The back-to-back-to-back snow storms over the past few weeks have given rise to a near nightly festival of numbers: The current snow totals. The total totals. The historic totals. But just where exactly are all these numbers coming from? And how do we know they're right?
"A lot of people think, 'You wanna measure snow? Go ahead and stick a ruler in the snow and then you'll get it," said Alan Dunham, the leader of the observer program for the National Weather Service’s area forecast office in Taunton. "And actually it's a lot more involved than that. We had to come up with a way of standardizing how snow was measured."
Years back, at a huge conference in Colorado, the weather community — writ large — did just that. Here’s the drill.
"You need a snow board," Dunham said. "Which is just a 2-by-2 piece of plywood — it can even be a little bigger or a little smaller. Painted white."
That’s so it doesn’t absorb any heat that could melt down any of the snow. Before a snow event, you clear your board.
"It was decided through a lot of empirical data that the best way is to measure your snow on the board every six hours, and then clear the board," Dunham said. "And then six hours later measure your snow again."
Wait any longer, and the snow will start to compact, leading to an underestimate. Clear it too often, it doesn’t settle at all, and you get an overestimate. Heck, they’ll even melt down the snow and analyze the water content.

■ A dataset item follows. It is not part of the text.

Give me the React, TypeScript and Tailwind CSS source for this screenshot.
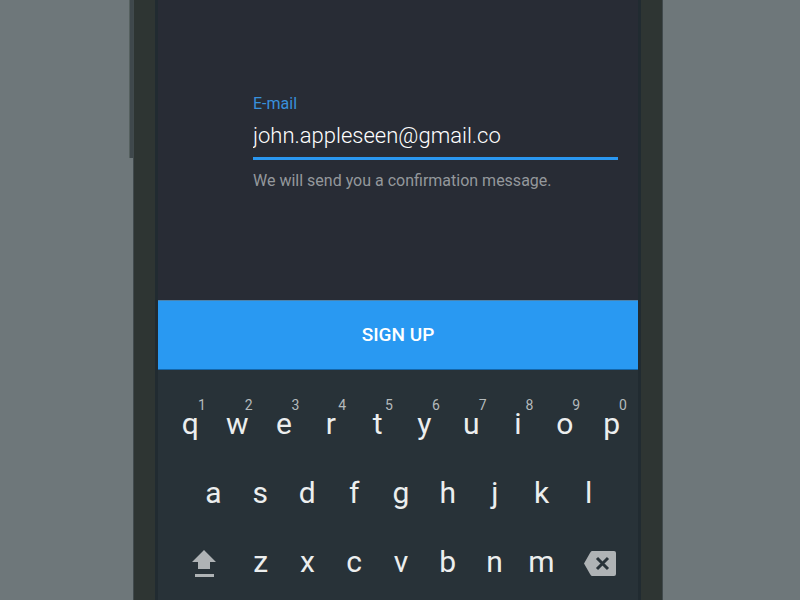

"For all the sites that we have direct control over — so, the cooperative observers and at the individual weather offices — that’s the procedure that they follow," Dunham said.
But that only accounts for a handful of locations. And yet the National Weather Service is swimming in data, with snow totals from every nook and cranny of the region, from Adams to Yarmouth. Soooo …
"We have between 5,000 and 6,000 volunteer weather spotters," Dunham said.
Volunteers, but not untrained. Tim Miranda is one of those SKYWARN spottersfor the National Weather Service. A self-described life-long weather geek, Miranda stumbled on the spotter program on the Internet a few years back and signed up for class.
"I had no idea what it would be and I said, 'Oh this is free,'" Miranda said. "It was on a weekend. I showed up on a Saturday morning. And there were just all different kinds of people there. High-school kids to retired folks. And it just seemed exciting."
His weather center? His backyard in North Chelmsford. Spotters like Miranda can’t operate with the precision of the weather centers, but they’re encouraged to get close.
"My board is buried," he said. "I have a flag to mark it."
He’s been trained to clear it as close to every six hours as possible. And to account for drifting – he’s trained to take multiple measurements, then average them out.
Back at the office, Dunham says they keep a close eye on the numbers coming in.
"We have to do some quality control to weed out what is best called bogus reports," he said. "And they pretty much stick out."
Dunham says that on average, 150 to 250 of their spotters file data each time it snows. It’s those numbers that feed the newswires and weather broadcasts. But that’s not all.
"The data gets sent down to the National Climactic Data Center," Dunham said. "They certify all the weather records for the entire country. And they get requests in all the time."
From municipalities applying for state money to researchers studying climate change to insurance companies investigating claims. All that, thanks of thousands of volunteer citizen scientists like Miranda.
"It’s nice to see that this hobby that I was already into is actually useful to someone else besides me, that’s kind of cool," he said.
It’s time to clear your board again, Tim. As I’m sure you’ve heard, there’s yet another storm coming.